Venezuela is among the most violent places on Earth. In Venezuela, a person is murdered every 21 minutes.[1] Crimes have been so prevalent in Venezuela that the government no longer produces crime data.[2] Class tension has long been a part of life in the South American country, where armed robberies, carjackings and kidnappings are frequent. In 2013, the homicide rate was approximately 79 per 100,000, one of the world’s highest, having quadrupled in the past 15 years with over 200,000 murdered.[3] The capital Caracas has one of the greatest homicide rates of any large city in the world, with 122 homicides per 100,000 residents.[4] In 2008, polls indicated that crime was the number one concern of voters.[5]

Crime rates are higher in 'barrios' or 'ranchos' (slum areas) after dark.
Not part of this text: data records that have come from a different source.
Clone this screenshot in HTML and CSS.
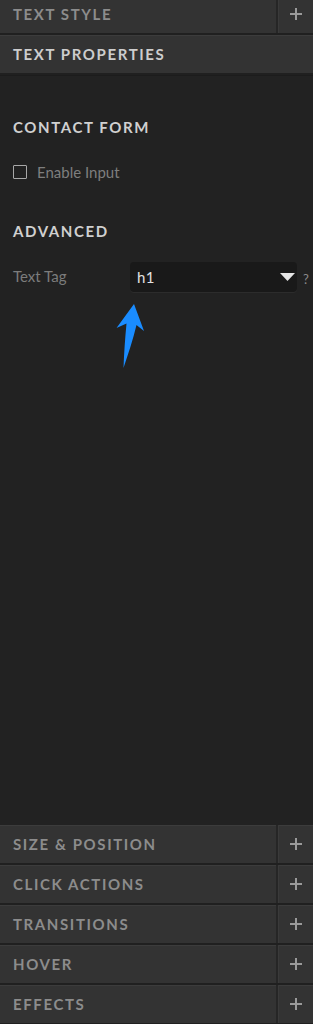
FILE: index.html
```html
<!DOCTYPE html>
<html>
<head>
<meta charset="utf-8">
<link rel="stylesheet" href="styles.css">
</head>
<body>
<div class="panel">
  <div class="hdr first">
    <span class="hdr-title">TEXT STYLE</span>
    <span class="hdr-plus"><svg width="12" height="12" viewBox="0 0 12 12"><path d="M6 0V12M0 6H12" stroke="#9a9a9a" stroke-width="2"/></svg></span>
  </div>
  <div class="hdr open">
    <span class="hdr-title">TEXT PROPERTIES</span>
  </div>
  <div class="body">
    <h3 class="sec sec-contact">CONTACT FORM</h3>
    <label class="check-row"><span class="box"></span><span class="check-label">Enable Input</span></label>
    <h3 class="sec sec-adv">ADVANCED</h3>
    <div class="field-row">
      <span class="field-label">Text Tag</span>
      <div class="select"><span class="select-val">h1</span><svg class="caret" width="15" height="8" viewBox="0 0 15 8"><path d="M0 0H15L7.5 8Z" fill="#e6e6e6"/></svg></div>
      <span class="help">?</span>
    </div>
    <svg class="arrow" width="40" height="70" viewBox="110 298 40 70"><path d="M134 302 L144 329 L136.5 323 C133 338 128 352 123.5 366 C124 352 125 337 126.5 321.5 L116.5 326 Z" fill="#1a8cff"/></svg>
  </div>
  <div class="hdr"><span class="hdr-title">SIZE &amp; POSITION</span><span class="hdr-plus"><svg width="12" height="12" viewBox="0 0 12 12"><path d="M6 0V12M0 6H12" stroke="#9a9a9a" stroke-width="2"/></svg></span></div>
  <div class="hdr"><span class="hdr-title">CLICK ACTIONS</span><span class="hdr-plus"><svg width="12" height="12" viewBox="0 0 12 12"><path d="M6 0V12M0 6H12" stroke="#9a9a9a" stroke-width="2"/></svg></span></div>
  <div class="hdr"><span class="hdr-title">TRANSITIONS</span><span class="hdr-plus"><svg width="12" height="12" viewBox="0 0 12 12"><path d="M6 0V12M0 6H12" stroke="#9a9a9a" stroke-width="2"/></svg></span></div>
  <div class="hdr"><span class="hdr-title">HOVER</span><span class="hdr-plus"><svg width="12" height="12" viewBox="0 0 12 12"><path d="M6 0V12M0 6H12" stroke="#9a9a9a" stroke-width="2"/></svg></span></div>
  <div class="hdr"><span class="hdr-title">EFFECTS</span><span class="hdr-plus"><svg width="12" height="12" viewBox="0 0 12 12"><path d="M6 0V12M0 6H12" stroke="#9a9a9a" stroke-width="2"/></svg></span></div>
</div>
</body>
</html>
```
FILE: styles.css
```css
* { box-sizing: border-box; }
html, body { margin: 0; padding: 0; background: #222222; }
body { font-family: Lato, "Open Sans", sans-serif; width: 313px; height: 1024px; overflow: hidden; }
.panel { display: flex; flex-direction: column; width: 313px; }
.hdr {
  display: flex;
  align-items: stretch;
  height: 40px;
  background: #333333;
  border-bottom: 2px solid #202020;
  box-shadow: inset 0 1px 0 #3c3c3c;
}
.hdr.first { margin-top: -5px; }
.hdr-title {
  flex: 1;
  display: flex;
  align-items: center;
  padding-left: 13px;
  font-size: 15px;
  font-weight: 700;
  letter-spacing: 1.6px;
  color: #8c8c8c;
}
.hdr.open .hdr-title { color: #cdcdcd; }
.hdr-plus {
  width: 37px;
  display: flex;
  align-items: center;
  justify-content: center;
  border-left: 2px solid #262626;
  box-shadow: inset 1px 0 0 #3a3a3a;
}
.body {
  position: relative;
  height: 750px;
  padding: 0 13px;
  background: #222222;
  box-shadow: inset 0 1px 0 #1c1c1c;
}
.sec {
  margin: 0;
  font-size: 15px;
  line-height: 18px;
  font-weight: 700;
  letter-spacing: 1.6px;
  color: #d0d0d0;
}
.sec-contact { margin-top: 43px; }
.check-row { display: flex; align-items: center; gap: 10px; margin-top: 27px; height: 18px; }
.box { width: 14px; height: 14px; border: 1.5px solid #a8a8a8; border-radius: 1px; flex-shrink: 0; }
.check-label { font-size: 15px; color: #7e7e7e; }
.sec-adv { margin-top: 41px; }
.field-row { display: flex; align-items: center; margin-top: 22px; margin-right: -13px; }
.field-label { width: 117px; flex-shrink: 0; font-size: 15px; color: #7c7c7c; margin-top: -2px; }
.select {
  width: 167px;
  flex-shrink: 0;
  height: 30px;
  background: #191919;
  border-radius: 4px;
  display: flex;
  align-items: center;
  justify-content: space-between;
  padding: 0 2px 0 7px;
  box-shadow: 0 1px 0 #2c2c2c;
}
.select-val { font-size: 15px; color: #e2e2e2; letter-spacing: 0.4px; }
.help { margin-left: 6px; font-size: 13px; color: #8a8a8a; margin-top: 4px; }
.arrow { position: absolute; left: 110px; top: 225px; }
```
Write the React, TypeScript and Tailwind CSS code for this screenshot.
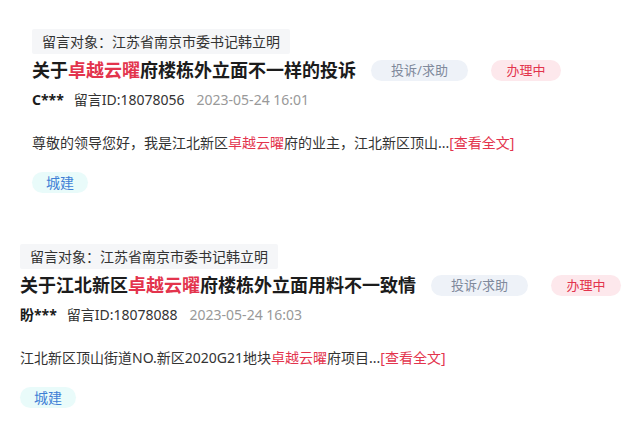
import React from "react";

type Part = { text: string; hot?: boolean };

interface Msg {
  target: string;
  title: Part[];
  user: string;
  id: string;
  time: string;
  body: Part[];
  tag: string;
  indent: string;
}

const messages: Msg[] = [
  {
    target: "留言对象：江苏省南京市委书记韩立明",
    title: [
      { text: "关于" },
      { text: "卓越云曜", hot: true },
      { text: "府楼栋外立面不一样的投诉" },
    ],
    user: "C***",
    id: "留言ID:18078056",
    time: "2023-05-24 16:01",
    body: [
      { text: "尊敬的领导您好，我是江北新区" },
      { text: "卓越云曜", hot: true },
      { text: "府的业主，江北新区顶山..." },
    ],
    tag: "城建",
    indent: "pl-[32px] pt-[29px]",
  },
  {
    target: "留言对象：江苏省南京市委书记韩立明",
    title: [
      { text: "关于江北新区" },
      { text: "卓越云曜", hot: true },
      { text: "府楼栋外立面用料不一致情" },
    ],
    user: "盼***",
    id: "留言ID:18078088",
    time: "2023-05-24 16:03",
    body: [
      { text: "江北新区顶山街道NO.新区2020G21地块" },
      { text: "卓越云曜", hot: true },
      { text: "府项目..." },
    ],
    tag: "城建",
    indent: "pl-[20px] pt-[51px]",
  },
];

function Highlight({ parts }: { parts: Part[] }) {
  return (
    <>
      {parts.map((p, i) =>
        p.hot ? (
          <span key={i} className="text-[#e3344d]">
            {p.text}
          </span>
        ) : (
          <span key={i}>{p.text}</span>
        )
      )}
    </>
  );
}

function MessageItem({ msg }: { msg: Msg }) {
  return (
    <div className={`flex flex-col items-start ${msg.indent}`}>
      {/* recipient */}
      <div className="h-[25px] leading-[25px] px-[10px] bg-[#f5f6f8] text-[14px] text-[#333] rounded-[2px]">
        {msg.target}
      </div>

      {/* title + status badges */}
      <div className="mt-[2px] h-[28px] flex items-center">
        <h3 className="text-[18px] font-bold text-[#1c1c1c] leading-[28px] whitespace-nowrap">
          <Highlight parts={msg.title} />
        </h3>
        <span className="ml-[15px] h-[21px] leading-[21px] w-[97px] text-center rounded-full bg-[#eef2f8] text-[#7f899b] text-[13px]">
          投诉/求助
        </span>
        <span className="ml-[23px] h-[21px] leading-[21px] w-[70px] text-center rounded-full bg-[#fde8ec] text-[#e3344d] text-[13px]">
          办理中
        </span>
      </div>

      {/* meta */}
      <div className="mt-[6px] h-[20px] flex items-center text-[14px] leading-[20px] whitespace-nowrap">
        <span className="font-bold text-[#1c1c1c]">{msg.user}</span>
        <span className="ml-[10px] text-[#333]">{msg.id}</span>
        <span className="ml-[12px] text-[#999]">{msg.time}</span>
      </div>

      {/* excerpt */}
      <p className="mt-[23px] text-[14px] leading-[20px] text-[#333] whitespace-nowrap">
        <Highlight parts={msg.body} />
        <span className="text-[#e3344d]">[查看全文]</span>
      </p>

      {/* category */}
      <span className="mt-[19px] h-[21px] leading-[21px] w-[56px] text-center rounded-full bg-[#e9fbfa] text-[#3f7fd6] text-[14px]">
        {msg.tag}
      </span>
    </div>
  );
}

export default function App() {
  return (
    <div className="w-[635px] h-[425px] overflow-hidden bg-white font-['Noto_Sans','Noto_Sans_CJK_SC',sans-serif]">
      {messages.map((m, i) => (
        <MessageItem key={i} msg={m} />
      ))}
    </div>
  );
}
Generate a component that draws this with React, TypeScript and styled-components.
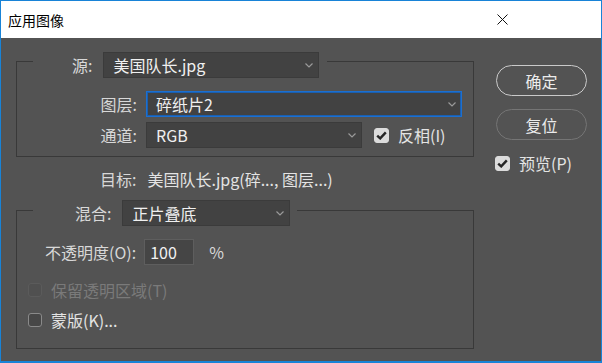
import React from "react";
import styled, { createGlobalStyle } from "styled-components";

const GlobalStyle = createGlobalStyle`
  html, body {
    margin: 0;
    padding: 0;
    background: #535353;
  }
  body {
    font-family: "Noto Sans CJK SC", "Noto Sans", sans-serif;
  }
`;

const Window = styled.div`
  width: 602px;
  height: 363px;
  box-sizing: border-box;
  border: 1px solid #1883d7;
  border-bottom-width: 2px;
  display: flex;
  flex-direction: column;
  background: #535353;
  overflow: hidden;
`;

const TitleBar = styled.div`
  height: 37px;
  background: #ffffff;
  display: flex;
  align-items: center;
  justify-content: space-between;
  padding: 0 0 0 7px;
  flex-shrink: 0;
`;

const Title = styled.div`
  font-size: 14px;
  color: #000000;
  line-height: 20px;
`;

const CloseButton = styled.div`
  width: 46px;
  height: 37px;
  display: flex;
  align-items: center;
  justify-content: center;
  margin-right: 76px;
`;

const Body = styled.div`
  flex: 1;
  display: flex;
  padding: 7px 0 0 15px;
  font-size: 16px;
  color: #d6d6d6;
`;

const MainColumn = styled.div`
  width: 458px;
  display: flex;
  flex-direction: column;
`;

const SideColumn = styled.div`
  width: 91px;
  margin-left: 22px;
  padding-top: 20px;
  display: flex;
  flex-direction: column;
`;

const Group = styled.fieldset<{ $padBottom: number }>`
  margin: 0;
  padding: 0 0 ${({ $padBottom }) => $padBottom}px 0;
  min-width: 0;
  border: 1px solid #393939;
`;

const Legend = styled.legend<{ $padTop: number; $padLeft: number; $padRight: number }>`
  margin-left: 16px;
  padding: ${({ $padTop }) => $padTop}px ${({ $padRight }) => $padRight}px 0
    ${({ $padLeft }) => $padLeft}px;
  display: flex;
  align-items: center;
  gap: 11px;
`;

const Label = styled.span<{ $dim?: boolean }>`
  color: ${({ $dim }) => ($dim ? "#7a7a7a" : "#d8d8d8")};
  line-height: 20px;
  white-space: nowrap;
`;

const SelectBox = styled.div<{ $w: number; $focus?: boolean }>`
  width: ${({ $w }) => $w}px;
  height: 26px;
  box-sizing: border-box;
  background: #424242;
  border: 1px solid ${({ $focus }) => ($focus ? "#1b6fd1" : "#3b3b3b")};
  box-shadow: ${({ $focus }) => ($focus ? "0 0 0 1px #1b5fae inset" : "none")};
  display: flex;
  align-items: center;
  justify-content: space-between;
  padding: 0 5px 0 9px;
  color: #f0f0f0;
`;

const SourceGrid = styled.div`
  display: grid;
  grid-template-columns: 121px 216px 92px;
  column-gap: 8px;
  row-gap: 5px;
  margin-top: 13px;
  align-items: center;
`;

const RowLabel = styled(Label)`
  text-align: right;
  padding-right: 1px;
`;

const Wide = styled.div`
  grid-column: 2 / 4;
`;

const CheckRow = styled.label<{ $gap: number; $offset?: number }>`
  display: flex;
  align-items: center;
  gap: ${({ $gap }) => $gap}px;
  height: 20px;
  margin-left: ${({ $offset }) => $offset ?? 0}px;
`;

const Box = styled.span<{ $checked?: boolean; $disabled?: boolean }>`
  width: ${({ $checked }) => ($checked ? 15 : 14)}px;
  height: ${({ $checked }) => ($checked ? 15 : 14)}px;
  box-sizing: border-box;
  border-radius: 3px;
  display: inline-flex;
  align-items: center;
  justify-content: center;
  background: ${({ $checked, $disabled }) =>
    $checked ? "#dcdcdc" : $disabled ? "#505050" : "#474747"};
  border: 1px solid
    ${({ $checked, $disabled }) =>
      $checked ? "#dcdcdc" : $disabled ? "#5b5b5b" : "#8a8a8a"};
  flex-shrink: 0;
`;

const TargetRow = styled.div`
  display: flex;
  gap: 11px;
  padding-left: 84px;
  margin: 12px 0 5px;
  line-height: 20px;
`;

const Value = styled.span`
  color: #e4e4e4;
`;

const BlendBody = styled.div`
  display: flex;
  flex-direction: column;
  padding-left: 11px;
`;

const OpacityRow = styled.div`
  display: flex;
  align-items: center;
  margin: 13px 0 15px 17px;
`;

const NumberField = styled.div`
  width: 50px;
  height: 26px;
  box-sizing: border-box;
  margin-left: 8px;
  background: #454545;
  border: 1px solid #5e5e5e;
  display: flex;
  align-items: center;
  padding-left: 5px;
  color: #f2f2f2;
`;

const Percent = styled.span`
  margin-left: 15px;
  color: #d8d8d8;
`;

const CheckList = styled.div`
  display: flex;
  flex-direction: column;
  gap: 10px;
`;

const PillButton = styled.div<{ $primary?: boolean }>`
  height: 31px;
  box-sizing: border-box;
  border-radius: 16px;
  border: 1.5px solid ${({ $primary }) => ($primary ? "#cacaca" : "#757575")};
  display: flex;
  align-items: center;
  justify-content: center;
  color: #ececec;
  font-size: 16px;
  margin-bottom: 13px;
`;

const Chevron = () => (
  <svg width="8" height="5" viewBox="0 0 8 5">
    <polyline points="0.5,0.5 4,4 7.5,0.5" fill="none" stroke="#9a9a9a" strokeWidth="1.2" />
  </svg>
);

const Tick = () => (
  <svg width="11" height="9" viewBox="0 0 11 9">
    <polyline points="1.2,4.6 4.2,7.4 9.8,1.4" fill="none" stroke="#262626" strokeWidth="2.4" />
  </svg>
);

const Dropdown = ({ w, text, focus }: { w: number; text: string; focus?: boolean }) => (
  <SelectBox $w={w} $focus={focus}>
    <span>{text}</span>
    <Chevron />
  </SelectBox>
);

const Check = ({
  label,
  checked,
  disabled,
  gap = 9,
  offset,
}: {
  label: string;
  checked?: boolean;
  disabled?: boolean;
  gap?: number;
  offset?: number;
}) => (
  <CheckRow $gap={gap} $offset={offset}>
    <Box $checked={checked} $disabled={disabled}>
      {checked && <Tick />}
    </Box>
    <Label $dim={disabled} style={disabled ? undefined : { color: "#e4e4e4" }}>
      {label}
    </Label>
  </CheckRow>
);

export default function App() {
  return (
    <>
      <GlobalStyle />
      <Window>
        <TitleBar>
          <Title>应用图像</Title>
          <CloseButton>
            <svg width="11" height="11" viewBox="0 0 11 11">
              <path d="M0.5 0.5 L10.5 10.5 M10.5 0.5 L0.5 10.5" stroke="#111" strokeWidth="1" />
            </svg>
          </CloseButton>
        </TitleBar>
        <Body>
          <MainColumn>
            <Group $padBottom={8}>
              <Legend $padTop={7} $padLeft={39} $padRight={8}>
                <Label>源:</Label>
                <Dropdown w={216} text="美国队长.jpg" />
              </Legend>
              <SourceGrid>
                <RowLabel>图层:</RowLabel>
                <Wide>
                  <Dropdown w={316} text="碎纸片2" focus />
                </Wide>
                <RowLabel>通道:</RowLabel>
                <Dropdown w={216} text="RGB" />
                <Check label="反相(I)" checked gap={9} offset={4} />
              </SourceGrid>
            </Group>

            <TargetRow>
              <Label>目标:</Label>
              <Value>美国队长.jpg(碎..., 图层...)</Value>
            </TargetRow>

            <Group $padBottom={18}>
              <Legend $padTop={6} $padLeft={42} $padRight={7}>
                <Label>混合:</Label>
                <Dropdown w={168} text="正片叠底" />
              </Legend>
              <BlendBody>
                <OpacityRow>
                  <Label>不透明度(O):</Label>
                  <NumberField>100</NumberField>
                  <Percent>%</Percent>
                </OpacityRow>
                <CheckList>
                  <Check label="保留透明区域(T)" disabled />
                  <Check label="蒙版(K)..." />
                </CheckList>
              </BlendBody>
            </Group>
          </MainColumn>

          <SideColumn>
            <PillButton $primary>确定</PillButton>
            <PillButton>复位</PillButton>
            <Check label="预览(P)" checked gap={9} offset={-1} />
          </SideColumn>
        </Body>
      </Window>
    </>
  );
}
Petty crime such as pick-pocketing is prevalent, particularly on public transport in Caracas. The government in 2009 created a security force, the Bolivarian National Police, which Hugo Chavez said it "has succeeded in reducing homicides in at least one violent area of Caracas", and also created a new Experimental Security University. However, human rights groups still say the effort by the government is too "timid".[6]

Drug trade[edit]

Venezuela is a significant route for drug trafficking, with Colombian cocaine and other drugs transiting Venezuela towards the United States and Europe. Venezuela ranks fourth in the world for cocaine seizures, behind Colombia, the United States, and Panama.[7]

Senior Venezuelan government officials have been known to associate with the narcotic terrorist organization FARC and "armed, abetted, and funded the FARC, even as it terrorized and kidnapped innocents".[8] In 2007, authorities in Colombia claimed that through laptops they had seized, they found that Hugo Chávez allegedly made payments of as much as $300 million USD to the FARC.[9]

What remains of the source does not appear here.